▶ _AIM OF THE TASK_
Every line that holds "this" should be shown.

▶ _SOURCE DATA_
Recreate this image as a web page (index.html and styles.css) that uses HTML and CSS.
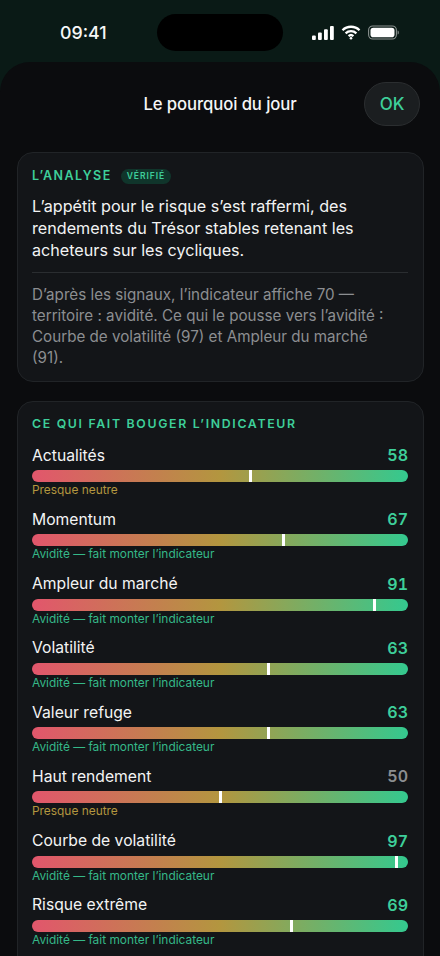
FILE: index.html
```html
<!DOCTYPE html>
<html lang="fr">
<head>
<meta charset="utf-8">
<title>Le pourquoi du jour</title>
<link rel="stylesheet" href="styles.css">
</head>
<body>
<div class="screen">
  <div class="status">
    <span class="time">09:41</span>
    <span class="island"></span>
    <span class="status-icons">
      <svg class="ic-signal" width="22" height="14" viewBox="0 0 22 14"><rect x="0" y="9.500" width="3.800" height="4.500" rx="1"/><rect x="6" y="6.500" width="3.800" height="7.500" rx="1"/><rect x="12" y="3.200" width="3.800" height="10.800" rx="1"/><rect x="18" y="0" width="3.800" height="14" rx="1"/></svg>
      <svg class="ic-wifi" width="20" height="15" viewBox="0 0 20 15"><path d="M1.500 5.200a12.200 12.200 0 0 1 17 0"/><path d="M4.600 8.300a7.800 7.800 0 0 1 10.800 0"/><path d="M7.600 11.200a3.500 3.500 0 0 1 4.800 0"/><circle cx="10" cy="13.200" r="1.300" class="dot"/></svg>
      <svg class="ic-batt" width="31" height="15" viewBox="0 0 31 15"><rect x="0.600" y="1" width="27.800" height="13" rx="4.200" class="shell"/><rect x="2.500" y="2.800" width="24" height="9.400" rx="2.800" class="fill"/><path d="M29.600 5.500c.9.300 1.200 1.100 1.200 2s-.3 1.700-1.200 2z" class="cap"/></svg>
    </span>
  </div>
  <main class="sheet">
    <header class="head">
      <h1 class="title">Le pourquoi du jour</h1>
      <button class="ok">OK</button>
    </header>
    <section class="card analysis">
      <div class="label-row">
        <h2 class="label">L’ANALYSE</h2>
        <span class="badge">VÉRIFIÉ</span>
      </div>
      <p class="lead">L’appétit pour le risque s’est raffermi, des rendements du Trésor stables retenant les acheteurs sur les cycliques.</p>
      <hr class="rule">
      <p class="detail">D’après les signaux, l’indicateur affiche 70 — territoire : avidité. Ce qui le pousse vers l’avidité : Courbe de volatilité (97) et Ampleur du marché (91).</p>
    </section>
    <section class="card drivers">
      <h2 class="label wide">CE QUI FAIT BOUGER L’INDICATEUR</h2>
      <div class="row">
        <div class="row-top"><span class="name">Actualités</span><span class="val up">58</span></div>
        <div class="bar"><i class="mark" style="left:58%"></i></div>
        <div class="note neutral">Presque neutre</div>
      </div>
      <div class="row">
        <div class="row-top"><span class="name">Momentum</span><span class="val up">67</span></div>
        <div class="bar"><i class="mark" style="left:67%"></i></div>
        <div class="note up">Avidité — fait monter l’indicateur</div>
      </div>
      <div class="row">
        <div class="row-top"><span class="name">Ampleur du marché</span><span class="val up">91</span></div>
        <div class="bar"><i class="mark" style="left:91%"></i></div>
        <div class="note up">Avidité — fait monter l’indicateur</div>
      </div>
      <div class="row">
        <div class="row-top"><span class="name">Volatilité</span><span class="val up">63</span></div>
        <div class="bar"><i class="mark" style="left:63%"></i></div>
        <div class="note up">Avidité — fait monter l’indicateur</div>
      </div>
      <div class="row">
        <div class="row-top"><span class="name">Valeur refuge</span><span class="val up">63</span></div>
        <div class="bar"><i class="mark" style="left:63%"></i></div>
        <div class="note up">Avidité — fait monter l’indicateur</div>
      </div>
      <div class="row">
        <div class="row-top"><span class="name">Haut rendement</span><span class="val flat">50</span></div>
        <div class="bar"><i class="mark" style="left:50%"></i></div>
        <div class="note neutral">Presque neutre</div>
      </div>
      <div class="row">
        <div class="row-top"><span class="name">Courbe de volatilité</span><span class="val up">97</span></div>
        <div class="bar"><i class="mark" style="left:97%"></i></div>
        <div class="note up">Avidité — fait monter l’indicateur</div>
      </div>
      <div class="row">
        <div class="row-top"><span class="name">Risque extrême</span><span class="val up">69</span></div>
        <div class="bar"><i class="mark" style="left:69%"></i></div>
        <div class="note up">Avidité — fait monter l’indicateur</div>
      </div>
    </section>
  </main>
</div>
</body>
</html>
```
FILE: styles.css
```css
* { box-sizing: border-box; }
html, body { margin: 0; padding: 0; height: 956px; overflow: hidden; background: #0a1c17; }
body { font-family: Inter, "Noto Sans", sans-serif; color: #f4f5f5; }
.screen { width: 440px; height: 956px; overflow: hidden; display: flex; flex-direction: column; background: #0a1a16; }
.status { height: 62px; flex: none; display: flex; align-items: flex-start; padding: 14px 41px 0 60px; }
.time { font-size: 17.800px; font-weight: 500; line-height: 22px; margin-top: 8px; width: 48px; color: #f6f7f7; }
.island { width: 126px; height: 37px; border-radius: 19px; background: #000; margin-left: 49px; }
.status-icons { display: flex; align-items: center; gap: 7px; height: 37px; margin-left: 29px; }
.status-icons svg { display: block; }
.ic-signal rect { fill: #fff; }
.ic-wifi path { fill: none; stroke: #fff; stroke-width: 2.300; }
.ic-wifi .dot { fill: #fff; }
.ic-batt .shell { fill: none; stroke: #8b9290; stroke-width: 1.100; }
.ic-batt .fill { fill: #fff; }
.ic-batt .cap { fill: #8b9290; }
.sheet { flex: 1; background: #0b0c0e; border-radius: 30px 30px 0 0; padding: 20px 16.500px 0; display: flex; flex-direction: column; min-height: 0; }
.head { position: relative; height: 44px; flex: none; display: flex; align-items: center; justify-content: center; }
.title { margin: 0; font-size: 16.700px; font-weight: 500; line-height: 22px; letter-spacing: -0.100px; color: #f5f6f6; }
.ok { position: absolute; right: 3.500px; top: 0; width: 56px; height: 44px; border-radius: 22px; border: 1px solid #2b2e30; background: #1b1e20; color: #3ecf9a; font-family: inherit; font-size: 17px; font-weight: 500; padding: 0; }
.card { background: #131518; border: 1px solid #212427; border-radius: 16px; padding: 0 14.500px; flex: none; }
.analysis { margin-top: 26px; height: 230px; padding-top: 11px; }
.label-row { display: flex; align-items: center; gap: 9px; height: 24px; }
.label { margin: 0; font-size: 12.500px; font-weight: 600; color: #3ecf9a; letter-spacing: 1.450px; line-height: 24px; }
.label.wide { font-size: 12.300px; letter-spacing: 1.680px; line-height: 20px; padding-top: 12px; height: 32px; margin-bottom: 10px; }
.badge { font-size: 8.500px; font-weight: 600; letter-spacing: 0.950px; color: #3ecf9a; background: #10352b; border-radius: 8px; height: 15px; line-height: 15px; padding: 0 6px; }
.lead { margin: 7px 0 0; font-size: 16.150px; line-height: 22.100px; color: #f2f3f3; }
.rule { border: 0; height: 1px; background: #2a2d30; margin: 10.500px 0 11px; }
.detail { margin: 0; padding-right: 12px; font-size: 15.200px; line-height: 21px; color: #8c8e91; }
.drivers { margin-top: 19px; padding-bottom: 40px; }
.row { height: 64.250px; }
.row-top { display: flex; justify-content: space-between; align-items: center; height: 22px; }
.name { font-size: 15.700px; font-weight: 400; color: #f3f4f4; }
.val { font-size: 16px; font-weight: 600; font-variant-numeric: tabular-nums; }
.val.up { color: #3ecf9a; }
.val.flat { color: #8b8e90; }
.bar { position: relative; height: 12px; margin-top: 4px; border-radius: 6px; background: linear-gradient(90deg, #e2566c 0%, #b3963f 50%, #34c98f 100%); }
.mark { position: absolute; top: 0; bottom: 0; width: 3px; margin-left: -1.500px; background: #fff; }
.note { font-size: 11.900px; line-height: 16px; }
.note.up { color: #35b888; }
.note.neutral { color: #b3963f; }
```
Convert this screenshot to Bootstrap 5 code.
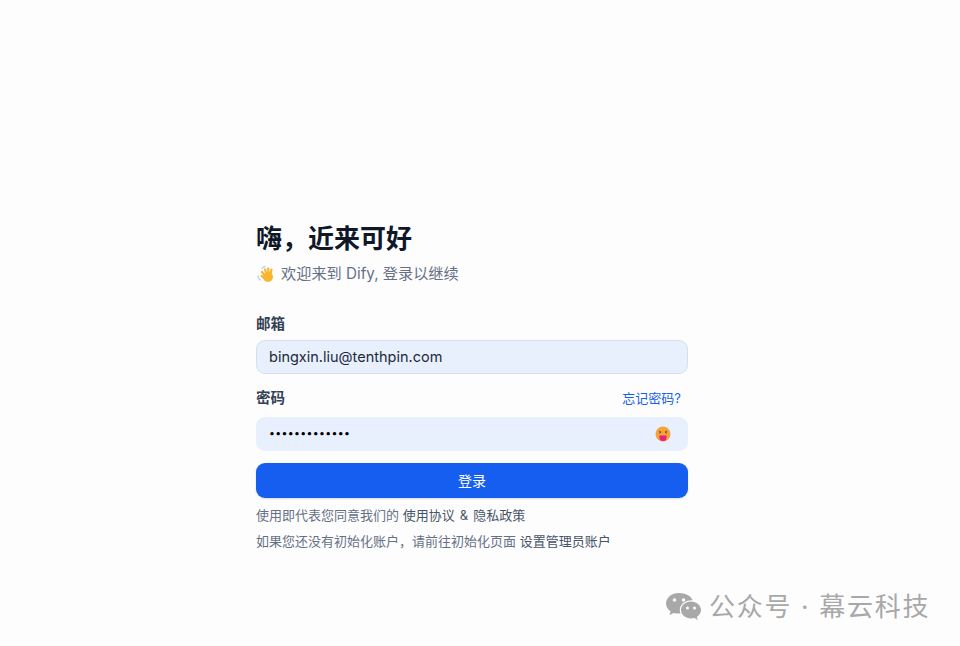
<!DOCTYPE html>
<html lang="zh-CN">

<head>
    <meta charset="UTF-8">
    <meta name="viewport" content="width=device-width, initial-scale=1.0">
    <title>Dify 登录</title>
    <link href="https://cdn.jsdelivr.net/npm/bootstrap@5.3.3/dist/css/bootstrap.min.css" rel="stylesheet">
    <style>
        body {
            background: #fdfdfe;
            font-family: Inter, "Noto Sans CJK SC", sans-serif;
            height: 646px;
            overflow: hidden;
        }

        .login-box {
            width: 432px;
            margin-left: 256px;
            padding-top: 222px;
        }

        .login-title {
            font-size: 26px;
            line-height: 34px;
            font-weight: 700;
            color: #101828;
            margin: 0 0 6px;
        }

        .login-sub {
            font-size: 15.2px;
            line-height: 24px;
            color: #667085;
            margin-bottom: 28px;
            gap: 5px;
        }

        .field-label {
            font-size: 14.5px;
            line-height: 20px;
            font-weight: 600;
            color: #344054;
        }

        .email-label {
            margin-bottom: 6px;
        }

        .pw-label {
            margin-top: 14px;
            margin-bottom: 9px;
        }

        .field-input {
            height: 34px;
            background: #e8f0fe;
            border: 1px solid #d5dff0;
            border-radius: 9px;
            padding: 0 12px;
            font-size: 14.5px;
            color: #1d2939;
        }

        .field-input.no-line {
            border-color: #e8f0fe;
        }

        .pw-dots {
            font-size: 10.5px;
            letter-spacing: 0.35px;
            color: #000;
        }

        .forgot-link {
            font-size: 13px;
            font-weight: 400;
            color: #155eef;
            text-decoration: none;
            padding-right: 7px;
        }

        .btn-login {
            height: 35px;
            margin-top: 12px;
            margin-bottom: 8px;
            background: #155eef;
            border: 0;
            border-radius: 9px;
            color: #fff;
            font-size: 14px;
            box-shadow: 0 1px 2px rgba(16, 24, 40, .15);
        }

        .login-note {
            font-size: 13px;
            line-height: 18px;
            color: #667085;
        }

        .login-note a {
            color: #475467;
            text-decoration: none;
        }

        .terms-link {
            word-spacing: 1.5px;
        }

        .mp-mark {
            position: absolute;
            left: 665px;
            top: 590px;
            gap: 7px;
            font-size: 26px;
            line-height: 34px;
            color: #a8a8a8;
            letter-spacing: 1.7px;
            white-space: nowrap;
        }
    </style>
</head>

<body>
    <div class="login-box">
        <h1 class="login-title">嗨，近来可好</h1>
        <div class="login-sub d-flex align-items-center">
            <svg width="20" height="18" viewBox="0 0 20 18" class="flex-shrink-0">
                <path d="M2 11q.3 2.500 2.500 4M6 3.500Q7 1.800 9 1.500" fill="none" stroke="#b5d3f2" stroke-width="1.300" stroke-linecap="round" />
                <g stroke="#f9b52e" stroke-width="2.200" stroke-linecap="round">
                    <path d="M9 11L6 7M10.500 9L9 4.500M12.500 8.500L12.200 3.500M14.500 9L15.500 4.500M8 13L5.500 11" />
                </g>
                <ellipse cx="12" cy="12" rx="5" ry="5" fill="#f9b52e" />
            </svg>
            <span>欢迎来到 Dify, 登录以继续</span>
        </div>

        <form>
            <div class="field-label email-label">邮箱</div>
            <div class="field-input d-flex align-items-center">bingxin.liu@tenthpin.com</div>

            <div class="d-flex justify-content-between align-items-center field-label pw-label">
                <span>密码</span>
                <a class="forgot-link" href="#">忘记密码?</a>
            </div>
            <div class="field-input no-line pw-dots d-flex align-items-center justify-content-between">
                <span>•••••••••••••</span>
                <svg width="16" height="16" viewBox="0 0 16 16" class="me-1">
                    <circle cx="8" cy="8" r="7.500" fill="#f5a33a" />
                    <path d="M4 5l2 1.200-2 1.200M12 5l-2 1.200 2 1.200" fill="none" stroke="#6b4a2a" stroke-width="1" />
                    <path d="M4.500 9.500h7v2a3.500 3.500 0 0 1-7 0z" fill="#ea1f7d" />
                </svg>
            </div>

            <button type="button" class="btn btn-login w-100 p-0">登录</button>
        </form>

        <div class="login-note mb-2">使用即代表您同意我们的 <a class="terms-link" href="#">使用协议 &amp; 隐私政策</a></div>
        <div class="login-note">如果您还没有初始化账户，请前往初始化页面 <a href="#">设置管理员账户</a></div>
    </div>

    <div class="mp-mark d-flex align-items-center">
        <svg width="37" height="30" viewBox="0 0 37 30" class="flex-shrink-0">
            <path d="M14 1C6.500 1 1 5.800 1 11.500c0 3.300 1.800 6 4.600 8L4.500 23l4.200-2.100c1.600.5 3.300.7 5.300.7.500 0 1 0 1.500-.1C15 20 14.800 19 14.800 18c0-5.500 5.200-9.800 11.800-9.800h1C26 4 20.500 1 14 1z" fill="#a8a8a8" />
            <path d="M36 18c0-4.800-4.600-8.500-10-8.500S16 13.200 16 18s4.600 8.500 10 8.500c1.200 0 2.300-.2 3.400-.5l3.400 2-1-3c2.600-1.800 4.200-4.200 4.200-7z" fill="#a8a8a8" />
            <circle cx="9.500" cy="8" r="1.800" fill="#fdfdfe" />
            <circle cx="18.500" cy="8" r="1.800" fill="#fdfdfe" />
            <circle cx="22.500" cy="16" r="1.500" fill="#fdfdfe" />
            <circle cx="29.500" cy="16" r="1.500" fill="#fdfdfe" />
        </svg>
        <span>公众号 · 幕云科技</span>
    </div>

    <script src="https://cdn.jsdelivr.net/npm/bootstrap@5.3.3/dist/js/bootstrap.bundle.min.js"></script>
</body>

</html>
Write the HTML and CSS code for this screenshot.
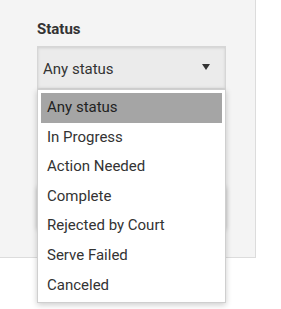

▶ _RESPONSE_
Recreate this image as a web page (index.html and styles.css) that uses HTML and CSS.
Convert this screenshot to Bootstrap 5 code.
Write the HTML and CSS code for this screenshot.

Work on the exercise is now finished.